Scene from "The Cave: An Adaptation of Plato’s Allegory in Clay"
Tags: knowledge, social construction, theory, allegory of the cave, karl mannheim, peter berger, plato, social construction of reality, thomas luckmann, 00 to 05 mins
Summary: This award-winning short claymation film is an adaptation of Plato's Allegory of the Cave and can be used to teach core concepts from the sociology of knowledge, including the social construction of reality. The Allegory of the Cave, presented in Plato's Republic, tells the story of prisoners trapped in a cave who can only see shadows casted on the wall in front of them. Plato's story is a commentary on the human condition, in which he suggests that humans are trapped in a material world, interpreting illusions and shadows to be reality. Plato's theory shares similarities with ideas presented in Berger and Luckmann's (1966) The Social Construction of Reality, specifically that our perception of reality is shaped by our social and physical location.
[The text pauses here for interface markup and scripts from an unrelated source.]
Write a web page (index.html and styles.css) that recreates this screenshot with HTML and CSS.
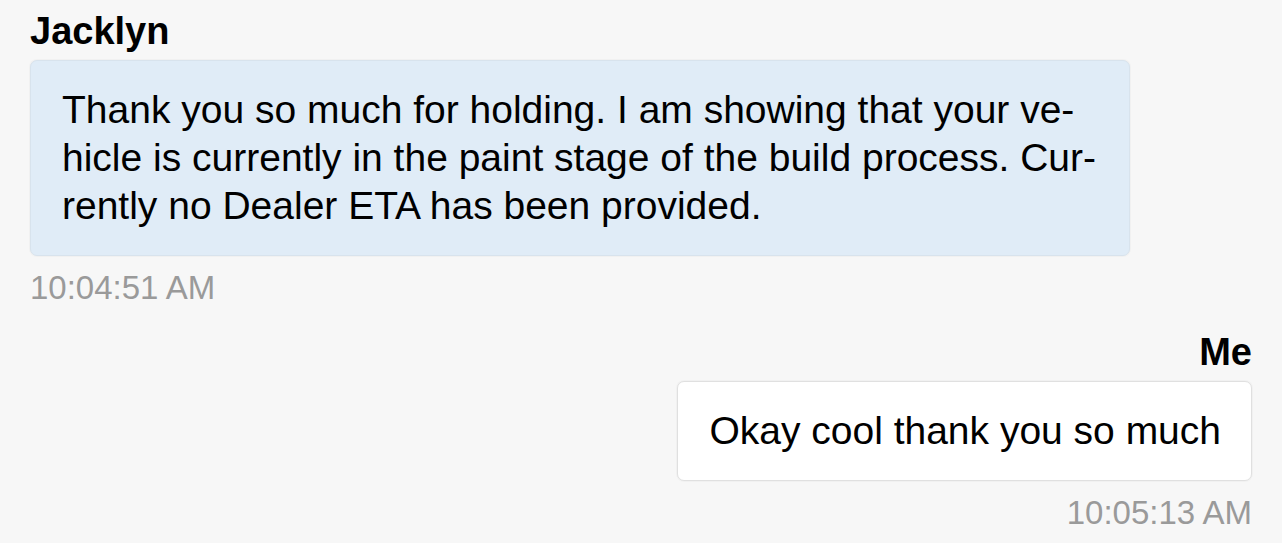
FILE: index.html
```html
<!DOCTYPE html>
<html lang="en">
<head>
<meta charset="utf-8">
<title>Chat</title>
<link rel="stylesheet" href="styles.css">
</head>
<body>
<main class="chat">
  <section class="msg msg-them">
    <div class="msg-name">Jacklyn</div>
    <div class="bubble bubble-them">Thank you so much for holding. I am showing that your ve&shy;hicle is currently in the paint stage of the build process. Cur&shy;rently no Dealer ETA has been provided.</div>
    <div class="msg-time">10:04:51 AM</div>
  </section>
  <section class="msg msg-me">
    <div class="msg-name">Me</div>
    <div class="bubble bubble-me">Okay cool thank you so much</div>
    <div class="msg-time">10:05:13 AM</div>
  </section>
</main>
</body>
</html>
```

FILE: styles.css
```css
html, body {
  margin: 0;
  padding: 0;
  background: #f7f7f7;
}

body {
  font-family: "Liberation Sans", Arial, Helvetica, sans-serif;
  color: #000;
}

.chat {
  display: flex;
  flex-direction: column;
  gap: 22px;
  padding: 9px 30px 0 30px;
}

.msg {
  display: flex;
  flex-direction: column;
}

.msg-them {
  align-items: flex-start;
}

.msg-me {
  align-items: flex-end;
}

.msg-name {
  font-size: 38px;
  font-weight: 700;
  line-height: 44px;
  margin-bottom: 7px;
}

.bubble {
  box-sizing: border-box;
  max-width: 90%;
  font-size: 39px;
  line-height: 48px;
  padding: 25px 30px 25px 31px;
  border-radius: 7px;
  border: 1px solid #e1e4e7;
  hyphens: manual;
  box-shadow: 0 0 0 1px rgba(0, 0, 0, 0.025);
}

.bubble-them {
  background: #e0ecf7;
  border-color: #d8e3ed;
}

.bubble-me {
  background: #ffffff;
  border-color: #e0e0e0;
}

.msg-time {
  margin-top: 12px;
  font-size: 33px;
  line-height: 40px;
  color: #9a9a9a;
}
```
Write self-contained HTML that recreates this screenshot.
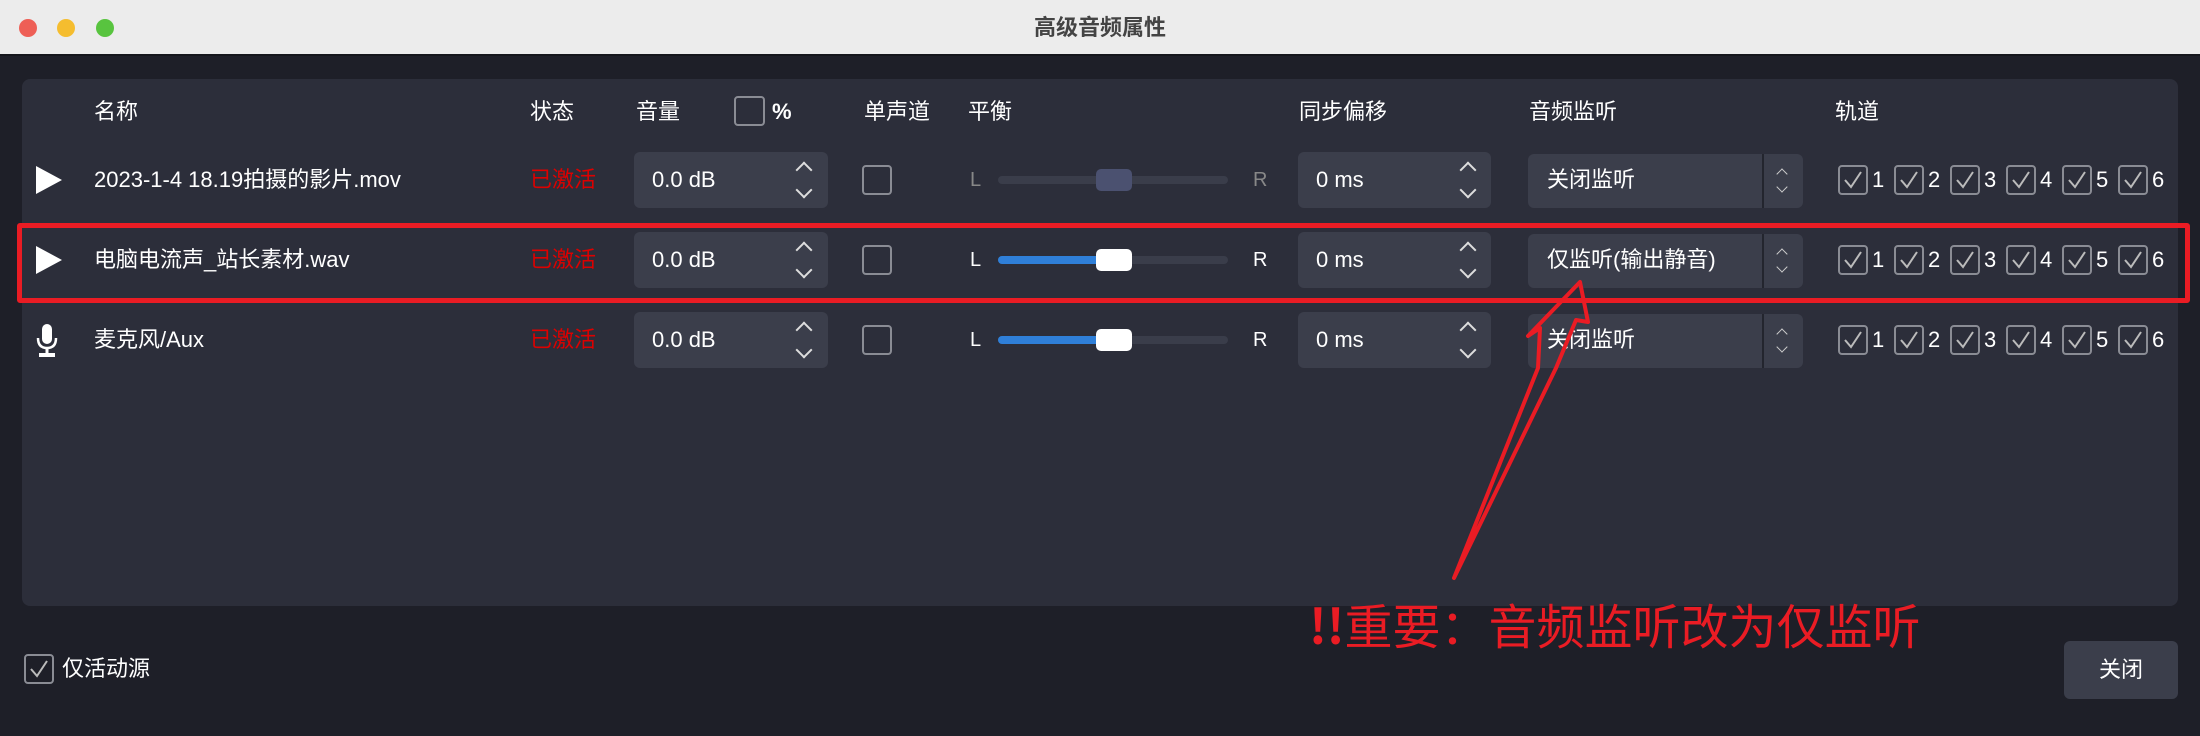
<!DOCTYPE html>
<html><head><meta charset="utf-8"><style>
*{margin:0;padding:0;box-sizing:border-box}
body{width:2200px;height:736px;overflow:hidden;background:#1e1f28;font-family:"Liberation Sans","Noto Sans CJK SC",sans-serif;color:#fff;position:relative}
.a{position:absolute}
.tb{left:0;top:0;width:2200px;height:56px;background:#ececec;border-bottom:2px solid #15161c}
.dot{width:18px;height:18px;border-radius:50%;top:19px}
.title{left:0;width:2200px;top:0;height:56px;line-height:56px;text-align:center;color:#444;font-size:22px;font-weight:bold}
.panel{left:22px;top:79px;width:2156px;height:527px;background:#2c2e3a;border-radius:8px}
.h{font-size:22px;top:94px;line-height:36px}
.t{font-size:22px;line-height:56px}
.red{color:#d00}
.box{background:#3b3e4b;border-radius:6px;height:56px}
.cb{width:30px;height:30px;border:2px solid #8a8c94;border-radius:4px}
.chev{width:12px;height:12px;border-left:2px solid #ddd;border-top:2px solid #ddd}
.trk{height:8px;border-radius:4px;background:#3a3d4a}
.knob{width:36px;height:22px;border-radius:5px}
</style></head><body>
<div class="a tb"></div>
<div class="a dot" style="left:19px;background:#ee5f56"></div>
<div class="a dot" style="left:57px;background:#f5bd2f"></div>
<div class="a dot" style="left:96px;background:#58c43f"></div>
<div class="a title">高级音频属性</div>
<div class="a panel"></div>

<div class="a h" style="left:94px">名称</div>
<div class="a h" style="left:530px">状态</div>
<div class="a h" style="left:636px">音量</div>
<div class="a cb" style="left:734px;top:96px;width:31px"></div>
<div class="a h" style="left:772px;font-weight:bold">%</div>
<div class="a h" style="left:864px">单声道</div>
<div class="a h" style="left:968px">平衡</div>
<div class="a h" style="left:1299px">同步偏移</div>
<div class="a h" style="left:1529px">音频监听</div>
<div class="a h" style="left:1835px">轨道</div>

<div id="rows"></div>
<script>
var rows=[
 {y:152,name:"2023-1-4 18.19拍摄的影片.mov",icon:"play",mon:"关闭监听",dis:true},
 {y:232,name:"电脑电流声_站长素材.wav",icon:"play",mon:"仅监听(输出静音)",dis:false},
 {y:312,name:"麦克风/Aux",icon:"mic",mon:"关闭监听",dis:false}
];
var h="";
rows.forEach(function(r){
 var y=r.y,c=y+28;
 if(r.icon=="play") h+='<svg class="a" style="left:36px;top:'+(c-14)+'px" width="26" height="28"><polygon points="0,0 26,14 0,28" fill="#fff"/></svg>';
 else h+='<svg class="a" style="left:36px;top:'+(c-16)+'px" width="22" height="34"><rect x="6" y="0" width="10" height="20" rx="5" fill="#fff"/><path d="M2 14 Q2 24 11 24 Q20 24 20 14" stroke="#fff" stroke-width="2.5" fill="none"/><rect x="9.5" y="24" width="3" height="6" fill="#fff"/><rect x="3" y="29" width="16" height="4" fill="#fff"/></svg>';
 h+='<div class="a t" style="left:94px;top:'+y+'px">'+r.name+'</div>';
 h+='<div class="a t red" style="left:530px;top:'+y+'px">已激活</div>';
 h+='<div class="a box" style="left:634px;top:'+y+'px;width:194px"></div><div class="a t" style="left:652px;top:'+y+'px">0.0 dB</div>';
 h+='<div class="a chev" style="left:798px;top:'+(c-16)+'px;transform:rotate(45deg)"></div><div class="a chev" style="left:798px;top:'+(c+4)+'px;transform:rotate(225deg)"></div>';
 h+='<div class="a cb" style="left:862px;top:'+(c-15)+'px"></div>';
 var lc=r.dis?"#888":"#fff";
 h+='<div class="a t" style="left:970px;top:'+y+'px;color:'+lc+';font-size:20px">L</div>';
 h+='<div class="a trk" style="left:998px;top:'+(c-4)+'px;width:230px"></div>';
 if(!r.dis) h+='<div class="a trk" style="left:998px;top:'+(c-4)+'px;width:118px;background:#2f7fd8"></div>';
 h+='<div class="a knob" style="left:1096px;top:'+(c-11)+'px;background:'+(r.dis?'#4b5170':'#fff')+'"></div>';
 h+='<div class="a t" style="left:1253px;top:'+y+'px;color:'+lc+';font-size:20px">R</div>';
 h+='<div class="a box" style="left:1298px;top:'+y+'px;width:193px"></div><div class="a t" style="left:1316px;top:'+y+'px">0 ms</div>';
 h+='<div class="a chev" style="left:1462px;top:'+(c-16)+'px;transform:rotate(45deg)"></div><div class="a chev" style="left:1462px;top:'+(c+4)+'px;transform:rotate(225deg)"></div>';
 h+='<div class="a box" style="left:1528px;top:'+(y+2)+'px;width:275px;height:54px"></div><div class="a" style="left:1762px;top:'+(y+2)+'px;width:2px;height:54px;background:#23252e"></div>';
 h+='<div class="a t" style="left:1547px;top:'+y+'px">'+r.mon+'</div>';
 h+='<div class="a" style="left:1778px;top:'+(c-10)+'px;width:8px;height:8px;border-left:1.5px solid #ccc;border-top:1.5px solid #ccc;transform:rotate(45deg)"></div><div class="a" style="left:1778px;top:'+(c+3)+'px;width:8px;height:8px;border-left:1.5px solid #ccc;border-top:1.5px solid #ccc;transform:rotate(225deg)"></div>';
 for(var i=0;i<6;i++){var x=1838+i*56;
  h+='<div class="a cb" style="left:'+x+'px;top:'+(c-15)+'px"></div><svg class="a" style="left:'+x+'px;top:'+(c-15)+'px" width="30" height="30"><path d="M7 15 L13 22 L23 7" stroke="#bbb" stroke-width="2" fill="none"/></svg>';
  h+='<div class="a t" style="left:'+(x+34)+'px;top:'+y+'px">'+(i+1)+'</div>';}
});
document.getElementById("rows").innerHTML=h;
</script>

<div class="a" style="left:17px;top:223px;width:2173px;height:80px;border:5px solid #ea1c24;border-radius:3px"></div>

<svg class="a" style="left:0;top:0" width="2200" height="736"><path d="M1454 578 L1538 368 L1540 328 L1528 336 L1580 282 L1588 322 L1576 320 L1556 368 Z" fill="none" stroke="#ea1c24" stroke-width="4" stroke-linejoin="round"/></svg>

<div class="a" style="left:1309px;top:594px;font-size:48px;line-height:58px;color:#ea1c24;font-family:'Noto Sans CJK SC',sans-serif"><b>!!</b>重要：音频监听改为仅监听</div>

<div class="a cb" style="left:24px;top:654px"></div>
<svg class="a" style="left:24px;top:654px" width="30" height="30"><path d="M7 15 L13 22 L23 7" stroke="#bbb" stroke-width="2" fill="none"/></svg>
<div class="a t" style="left:62px;top:641px">仅活动源</div>
<div class="a box" style="left:2064px;top:641px;width:114px;height:58px"></div>
<div class="a t" style="left:2064px;top:642px;width:114px;text-align:center">关闭</div>
</body></html>
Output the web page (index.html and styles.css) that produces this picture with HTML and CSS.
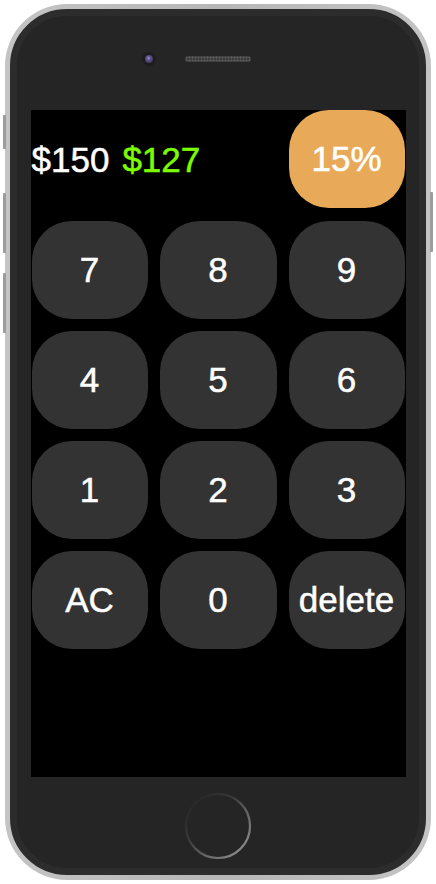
FILE: index.html
```html
<!DOCTYPE html>
<html lang="en">
<head>
<meta charset="utf-8">
<title>Tip Calculator</title>
<link rel="stylesheet" href="styles.css">
</head>
<body>
<div class="phone">
  <span class="side-btn side-mute"></span>
  <span class="side-btn side-vol-up"></span>
  <span class="side-btn side-vol-down"></span>
  <span class="side-btn side-power"></span>
  <div class="body">
    <div class="top">
      <span class="camera"><span class="lens"></span></span>
      <span class="speaker"></span>
      <span></span>
    </div>
    <div class="screen">
      <div class="header">
        <div class="amounts">
          <span class="amount">$150</span>
          <span class="amount total">$127</span>
        </div>
        <div class="key tip">15%</div>
      </div>
      <div class="keypad">
        <div class="key">7</div>
        <div class="key">8</div>
        <div class="key">9</div>
        <div class="key">4</div>
        <div class="key">5</div>
        <div class="key">6</div>
        <div class="key">1</div>
        <div class="key">2</div>
        <div class="key">3</div>
        <div class="key">AC</div>
        <div class="key">0</div>
        <div class="key">delete</div>
      </div>
    </div>
    <div class="bottom">
      <svg class="home" width="68" height="68" viewBox="0 0 68 68">
        <defs>
          <linearGradient id="ring" x1="0.1" y1="0.1" x2="0.9" y2="0.9">
            <stop offset="0" stop-color="#262626"/>
            <stop offset="0.35" stop-color="#3a3a3a"/>
            <stop offset="0.7" stop-color="#6a6a6a"/>
            <stop offset="1" stop-color="#8a8a8a"/>
          </linearGradient>
        </defs>
        <circle cx="34" cy="34" r="32" fill="none" stroke="url(#ring)" stroke-width="2.2"/>
      </svg>
    </div>
  </div>
</div>
</body>
</html>
```

FILE: styles.css
```css
* { box-sizing: border-box; }

html, body {
  margin: 0;
  padding: 0;
  background: #ffffff;
}

body {
  font-family: "Liberation Sans", Arial, Helvetica, sans-serif;
}

.phone {
  position: relative;
  margin: 4px 0 0 5px;
  width: 426px;
  height: 876px;
  padding: 5px;
  border-radius: 62px;
  background: linear-gradient(90deg, #c4c4c4 0%, #b6b6b6 50%, #c4c4c4 100%);
}

.side-btn {
  position: absolute;
  width: 3px;
  background: #9c9c9c;
  border-radius: 1px;
}
.side-mute { left: -2px; top: 111px; height: 34px; }
.side-vol-up { left: -2px; top: 189px; height: 60px; }
.side-vol-down { left: -2px; top: 269px; height: 60px; }
.side-power { right: -2px; top: 188px; height: 60px; }

.body {
  height: 100%;
  border-radius: 57px;
  background: #252525;
  border: 7px solid #2c2c2c;
  display: flex;
  flex-direction: column;
  align-items: center;
}

.top {
  width: 100%;
  height: 94px;
  padding-top: 36px;
  display: grid;
  grid-template-columns: 1fr auto 1fr;
  align-items: start;
}

.camera {
  justify-self: end;
  margin-right: 29px;
  width: 14px;
  height: 14px;
  border-radius: 50%;
  background: #1d1d1d;
  display: flex;
  align-items: center;
  justify-content: center;
}

.lens {
  width: 8px;
  height: 8px;
  border-radius: 50%;
  background: radial-gradient(circle at 45% 40%, #9a90c4 0%, #5a4e8a 35%, #2e2848 100%);
}

.speaker {
  margin-top: 4px;
  width: 66px;
  height: 6px;
  border-radius: 3px;
  background-color: #3c3c3c;
  background-image: radial-gradient(circle, #5c5c5c 45%, transparent 50%);
  background-size: 3px 3px;
}

.screen {
  width: 375px;
  height: 667px;
  background: #000000;
  padding: 0 1px;
  display: flex;
  flex-direction: column;
}

.header,
.keypad {
  display: grid;
  grid-template-columns: 116px 117px 116px;
  column-gap: 12px;
}

.header {
  height: 98px;
}

.amounts {
  grid-column: 1 / span 2;
  display: flex;
  align-items: center;
  gap: 13px;
  font-size: 35px;
  color: #ffffff;
  padding-top: 1px;
  -webkit-text-stroke: 0.5px currentColor;
}

.total {
  color: #7cfc00;
}

.keypad {
  margin-top: 13px;
  grid-auto-rows: 98px;
  row-gap: 12px;
}

.key {
  border-radius: 40px;
  background: #333333;
  color: #ffffff;
  font-size: 35px;
  display: flex;
  align-items: center;
  justify-content: center;
  white-space: nowrap;
  -webkit-text-stroke: 0.5px currentColor;
}

.tip {
  grid-column: 3;
  background: #e8aa58;
}

.bottom {
  height: 91px;
  padding-top: 6px;
  display: flex;
  align-items: center;
  justify-content: center;
}

.home {
  display: block;
}
```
In this way, reality is not absolute, and what we understand to be "real" is actually a social construct. To deepen the discussion, instructors might also screen or assign the following two instructional videos: the first provides details about Plato's Allegory of the Cave and the second explains Plato's Theory of Forms. As shown in the first video, when one of the prisoners is exposed to the sun of the outside world, Plato believes he no longer inhabits a world of illusions and shadows. Similar to the abilities of the philosopher, the prisoner can now see the world for what it is. Instructors can distinguish this feature of Plato's Allegory from Berger and Luckmann's theory, highlighting that Berger and Luckmann would contest this point, as there is no one reality. Similar to the relativist critique of Plato's Theory of Forms (discussed here at minute mark 2:09), a social constructionist perspective argues that reality is based on social agreement, and does not exist outside of the mind. These clips can be used to teach other ideas from the sociology of knowledge, such as Mannheim's (1929) argument about the role of intellectuals in society, presented in Ideology and Utopia. Instructors can compare and contrast Mannheim's arguments to Plato's claim that, because of their privileged ability to see the world for what it "really" is, philosophers are best positioned to rule society (discussed here at minute mark 6:55). To learn more about this clay animation film, how it was made, and the awards it has won, click here.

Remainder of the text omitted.